Gamera and the OCR Toolkit are written in Python and so run as python scripts (.py files). You'll need to make sure that you have Python installed on your server first. The setup files for both are also in python. Here's a list of the required packages from the Gamera page:
g++, python, python-dev, python-wxgtk2.8, python-wxversion, libtiff4-dev, libpng12-dev, python-docutils, python-pygments
However, I am told that my server does not have the wxpython package and I was still able to compile, install and use Gamera and the OCR Toolkit.


Gamera:

  1. From your home directory download the latest version of Gamera from SVN and put it in a folder named gamera/
    svn://svn.code.sf.net/p/gamera/code/trunk/gamera gamera

  2. cd gamera/ and compile the code
    python setup.py build

  3. Create a new folder in your $HOME directory in which to install Gamera. In my case it's called tools/
    mkdir tools
    python setup.py install --prefix=~/tools

  4. OCR Toolkit:

  5. Download the ocr toolkit tarball and move it to your $HOME directory.
  6. Unzip the tarball in your $HOME directory. It will create a new folder called ocr-1.0.6/.
    tar -zxvf ocr-1.0.6.tar.gz

  7. Add some system variable information that will let ocr4gamera know where to find the files it needs that Gamera has installed
    export PYTHONPATH=[home-dir]/tools/lib64/python2.4/site-packages/
    export CFLAGS=-I[home-dir]/tools/include/python2.4/gamera
  8. where: [home-dir] is the full path to your home directory. Don't use '~' as a shortcut. It didn't work for me.

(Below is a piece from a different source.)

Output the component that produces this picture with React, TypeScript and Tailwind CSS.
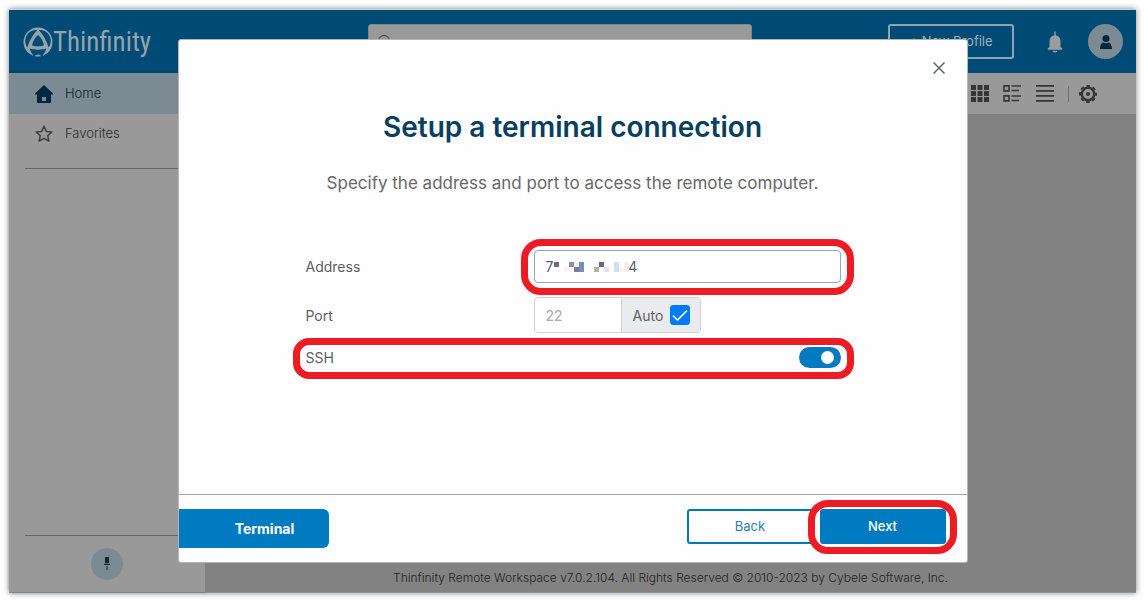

  9. cd ocr-1.0.6/ to compile and install the toolkit
    python setup.py build
    python setup.py install --prefix=~/tools

  10. Add the folders that contain the python executables to some PATH system variables. The best thing to do is to add the following to a .profile file in your $HOME directory, so you don't have to re-issue them every time you connect to the server.
    export PATH=~/tools/bin:$PATH
    export PYTHONPATH=~/tools/lib64/python2.4/site-packages/

    NOTE: ocr4gamera.py is in the bin/ folder and gamera.py is in the site-packages/ folder.


Including eMOP Modifications:

Gamera's default output is a text file. Dave Woods [woodsdm2{at}miamioh.edu] at the University of Miami (Ohio) modified the OCR Toolkit code to add an additional option ('-18') for the ocr4gamera.py module. Specifying this option causes Gamera to create XML-like output that includes word coordinates for every word identified. I added a few small additions to include some metadata and make the output valid XML. The modified code is available in the eMOP github repository for use. Replace the current files in your OCR Toolkit install with these:

  • ocr4gamera.py -> ~/tools/bin/ocr4gamera.py
  • ocr_toolkit.py -> ~/tools/lib64/python2.4/site-packages/gamera/toolkits/ocr/ocr_toolkit.py


Using the OCR Toolkit

Using the OCR Toolkit with Gamera training is pretty straightforward, but there are a few things to know about first.

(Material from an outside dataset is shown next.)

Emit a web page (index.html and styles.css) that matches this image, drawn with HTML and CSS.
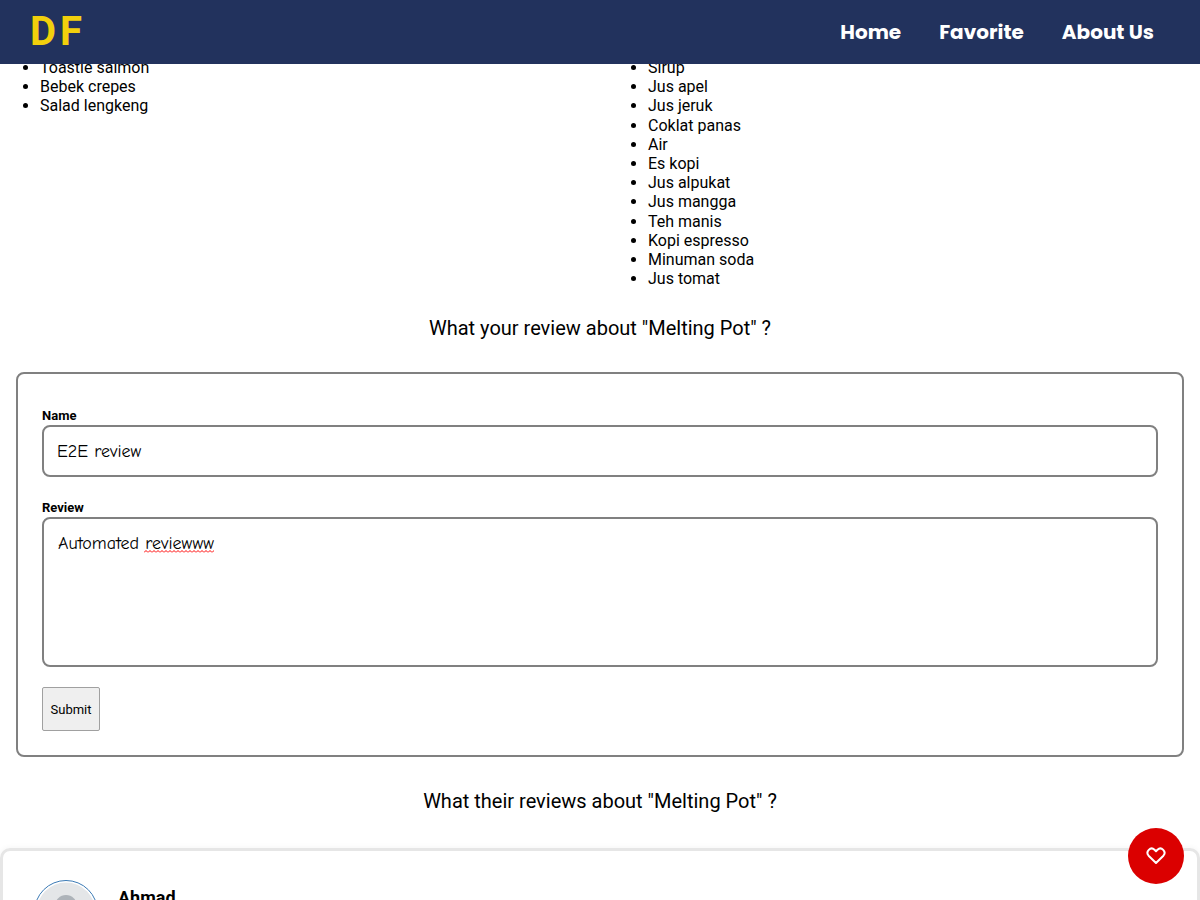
FILE: index.html
```html
<!DOCTYPE html>
<html lang="en">
<head>
<meta charset="utf-8">
<meta name="viewport" content="width=device-width, initial-scale=1">
<title>Melting Pot</title>
<link rel="stylesheet" href="styles.css">
</head>
<body>
<header class="app-bar">
  <a class="brand" href="#">DF</a>
  <nav class="nav">
    <a href="#">Home</a>
    <a href="#">Favorite</a>
    <a href="#">About Us</a>
  </nav>
</header>
<main class="content">
  <section class="menus">
    <ul class="menu">
      <li>Toastie salmon</li>
      <li>Bebek crepes</li>
      <li>Salad lengkeng</li>
    </ul>
    <ul class="menu">
      <li>Sirup</li>
      <li>Jus apel</li>
      <li>Jus jeruk</li>
      <li>Coklat panas</li>
      <li>Air</li>
      <li>Es kopi</li>
      <li>Jus alpukat</li>
      <li>Jus mangga</li>
      <li>Teh manis</li>
      <li>Kopi espresso</li>
      <li>Minuman soda</li>
      <li>Jus tomat</li>
    </ul>
  </section>
  <h2 class="heading">What your review about "Melting Pot" ?</h2>
  <form class="review-form">
    <label class="label" for="name">Name</label>
    <input class="field" id="name" type="text" value="E2E review">
    <label class="label" for="review">Review</label>
    <div class="review-box">
      <textarea class="field area" id="review" spellcheck="false">Automated reviewww</textarea>
      <svg class="squiggle" width="70" height="3" aria-hidden="true">
        <defs><pattern id="wave" width="4" height="3" patternUnits="userSpaceOnUse"><path d="M0 2.5L2 .5L4 2.5" fill="none" stroke="#f00"/></pattern></defs>
        <rect width="70" height="3" fill="url(#wave)"/>
      </svg>
    </div>
    <button class="submit" type="button">Submit</button>
  </form>
  <h2 class="heading heading-reviews">What their reviews about "Melting Pot" ?</h2>
  <article class="card">
    <svg class="avatar" viewBox="0 0 64 64" aria-hidden="true">
      <defs><clipPath id="face"><circle cx="32" cy="32" r="29.5"/></clipPath></defs>
      <circle cx="32" cy="32" r="31.5" fill="#fff" stroke="#3b7ab5"/>
      <g clip-path="url(#face)">
        <rect width="64" height="64" fill="#e4e6e8"/>
        <circle cx="32" cy="26" r="11" fill="#adb3b9"/>
        <ellipse cx="32" cy="56" rx="22" ry="16" fill="#adb3b9"/>
      </g>
    </svg>
    <h3 class="reviewer">Ahmad</h3>
  </article>
</main>
<button class="like" type="button" aria-label="Like this restaurant">
  <svg width="20" height="18" viewBox="0 0 20 18" aria-hidden="true"><path d="M10 16L2.600 8.700C-.8 4.800 4.500-.9 8.500 2.700L10 4.200L11.500 2.700C15.500-.9 20.800 4.800 17.400 8.700Z" fill="none" stroke="#fff" stroke-width="2" stroke-linejoin="round"/></svg>
</button>
</body>
</html>
```
FILE: styles.css
```css
* { box-sizing: border-box; }
body {
  margin: 0;
  background: #fff;
  color: #000;
  font-family: Roboto, sans-serif;
  font-size: 16px;
  line-height: 1.2;
}
.app-bar {
  position: fixed;
  inset: 0 0 auto;
  z-index: 2;
  height: 64px;
  padding: 0 46px 0 30px;
  display: flex;
  align-items: center;
  justify-content: space-between;
  background: #22325d;
}
.app-bar a { text-decoration: none; }
.brand {
  color: #f2d00c;
  font-size: 40px;
  font-weight: 700;
  letter-spacing: 4px;
}
.nav { display: flex; gap: 38px; }
.nav a {
  color: #fff;
  font-family: Poppins, Inter, sans-serif;
  font-size: 20px;
  font-weight: 700;
}
.content {
  height: 100vh;
  padding-top: 58px;
  overflow: hidden;
}
.menus {
  display: grid;
  grid-template-columns: 1fr 1fr;
  gap: 16px;
}
.menu { margin: 0; padding-left: 40px; }
.heading {
  margin: 28px 0 32px;
  font-size: 20px;
  font-weight: 400;
  text-align: center;
}
.heading-reviews { margin: 32px 0 35px; }
.review-form {
  margin: 0 16px;
  padding: 33px 24px 24px;
  display: flex;
  flex-direction: column;
  align-items: stretch;
  border: 2px solid #808080;
  border-radius: 8px;
}
.label { font-size: 13px; font-weight: 700; line-height: 18px; }
.field {
  display: block;
  width: 100%;
  height: 52px;
  margin: 0 0 22px;
  padding: 13px;
  border: 2px solid #808080;
  border-radius: 8px;
  background: #fff;
  color: #000;
  font-family: "Comic Sans MS", "Comic Neue", "Open Sans", sans-serif;
  font-size: 18px;
}
.review-box { position: relative; }
.area { height: 150px; margin-bottom: 20px; padding: 14px; resize: none; }
.squiggle { position: absolute; left: 102px; top: 33px; }
.submit {
  align-self: flex-start;
  width: 58px;
  height: 44px;
  padding: 0;
  border: 1px solid #a0a0a0;
  border-radius: 2px;
  background: #efefef;
  color: #000;
  font-family: Roboto, sans-serif;
  font-size: 13px;
}
.card {
  padding: 29px 31px;
  display: flex;
  gap: 20px;
  border: 3px solid #e6e6e6;
  border-radius: 10px;
  box-shadow: 0 0 6px #0000000d;
}
.avatar { width: 64px; height: 64px; }
.reviewer { margin: 7px 0 0; font-size: 18px; font-weight: 700; }
.like {
  position: fixed;
  right: 16px;
  bottom: 16px;
  width: 56px;
  height: 56px;
  padding: 0;
  display: grid;
  place-items: center;
  border: 0;
  border-radius: 50%;
  background: #db0000;
}
```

Non-standard Unicode Chars:

I didn't do the training on Gamera and I've only been introduced to. But my understanding is that when you create classifiers in Gamera for your glyphs, you're supposed to use the same names for glyphs as are used in the standard unicode set. For example, when you are telling Gamera to create a classifier for 'e', you'd create a classifier called latin.small.letter.e. Likewise, 'M' would be latin.capital.letter.m, and so on. You can, of course create your own classifier names if you prefer, and you'll have to if you find that your character set includes non-standard unicode characters like the c:t, long-s:h, long-s:i ligatures, etc. (NOTE: These are all defined in the extended MUFI unicode set and map to unicode values that are currently undefined in the standard set. See the MUFI unicode set for more information.)

This is not a problem, but you will have to create an extra file, a text file with .csv extension, that lets the OCR Toolkit know what unicode values to use in its output for any non-satandard classifier names. So, if you have something like italicized versions of your characters you can create a classifier name like italics.small.letter.a, and then in your .csv file you'll have to include this classifier name and a unicode character that should be displayed in the output for all matches of this classifier. The same goes for ligatures, or any non-standard classifier name. The file is a simple comma separated list with one line per character. Each line as the classifier name you created followed by the unicode character, separated by a comma. If the character in question is not defined in standard unicode then you may see a box, or dot or some other indication that this is a character that your editor doesn't understand or can't display. However, as long as you cut-and-paste the correct unicode character in here, it will work. The best way I've found to do that is to use this Unicode Range Viewer. Enter your unicode value in the search box at the top. Click on the character in the table. Scroll to the bottom and copy the character from the text box. Then just paste it into your .csv file.

You can download a copy of the .csv file I used for the Baskerville font training (also created by Dave Woods) from our eMOP github page. Notice that the list is mainly for italicized characters and ligatures.

With everything in place now, all you have to do is run the OCR Toolkit on some page images:

ocr4gamera.py -x [rpath]/baskerville_library.xml -c [rpath]/extra-chars.csv -18 -o [rpath]/[outfile] [rpath]/[page-image.tif]
where:

  • [rpath] is a relative path to the file from where ocr4gamera.py is being called.
  • [outfile] is the name of your output file.
  • [page-image.tif] is the name of the page image you want to scan with the OCR Toolkit.